In tal senso, però, è d'uopo rilevare che la legge 241/1990 dispone un innovativo regime proprio in tema di illegittimità dei provvedimenti amministrativi derivanti da attività vincolata. Il secondo comma dell'articolo 21-octies recita che "non è annullabile il provvedimento adottato in violazione di norme sul procedimento o sulla forma degli atti qualora, per la natura vincolata del provvedimento, sia palese che il suo contenuto dispositivo non avrebbe potuto essere diverso da quello in concreto adottato".
Insomma, il provvedimento amministrativo non dotato di discrezionalità, come avviene nel caso del diritto tributario, non può essere annullato per un vizio meramente formale. Dovrà, pertanto, tenersi conto anche della recente novella di cui alla legge 15/2005 nel valutare correttamente i riflessi della delega, di cui all'articolo 42 del Dpr 600/73, sul provvedimento finale.


NOTE:
1) Ex plurimis, decisione n. 69 del 22/11/2002. Conforme, ad esempio, Ctp di Como, sentenza n. 134 del 24/2/2005.

2) Poli, L'Accertamento delle imposte sui redditi.

3) Cassazione, sentenza n. 14626 del 7/6/2000, ma anche sentenza n. 6836 del 22/7/1994. Sul punto, la giurisprudenza della Suprema corte è pressoché sterminata. Nella giurisprudenza di merito, Ctp Latina, sentenza n. 618 dell'11/9/2002.

4) Alberto Buscema, La delega alla sottoscrizione dell'avviso di accertamento nelle imposte sui redditi.

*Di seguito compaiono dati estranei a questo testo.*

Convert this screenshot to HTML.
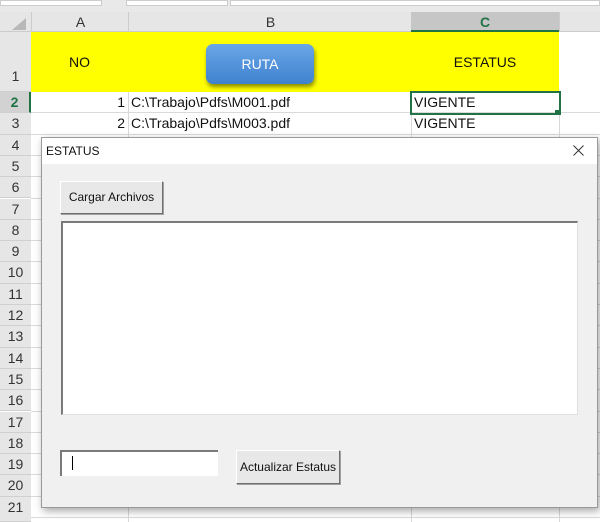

Verifichiamone la validità in Il Fisco n. 21 del 2003.

5) Francesco Paolo D'Orsogna, Sulla nullità di atti emessi dall'Amministrazione Finanziaria: inefficacia ed irripetibilità degli stessi, limiti ai poteri correttivi dell'ufficio tributari, in Il Fisco n. 39 del 2003.

6) G. Miele, Delega (diritto amministrativo), in Enciclopedia del Diritto.

7) Cerulli Irelli, Principi del Diritto Amministrativo. In giurisprudenza, conforme, Cassazione, sentenza n. 7672 del 5/8/1998.

8) Consiglio di Giustizia Amministrativa per la Sicilia, sentenza n. 182 del 30/5/1995. In un obiter dictum, Tar Piemonte, sentenza n. 309 del 17/3/2000.

9) F. Caringella, Corso di Diritto Amministrativo.

10) Si veda, ex plurimis, Tar Puglia, sentenza n. 2189/2001 e anche Tar Toscana, sentenza n. 3372/2002.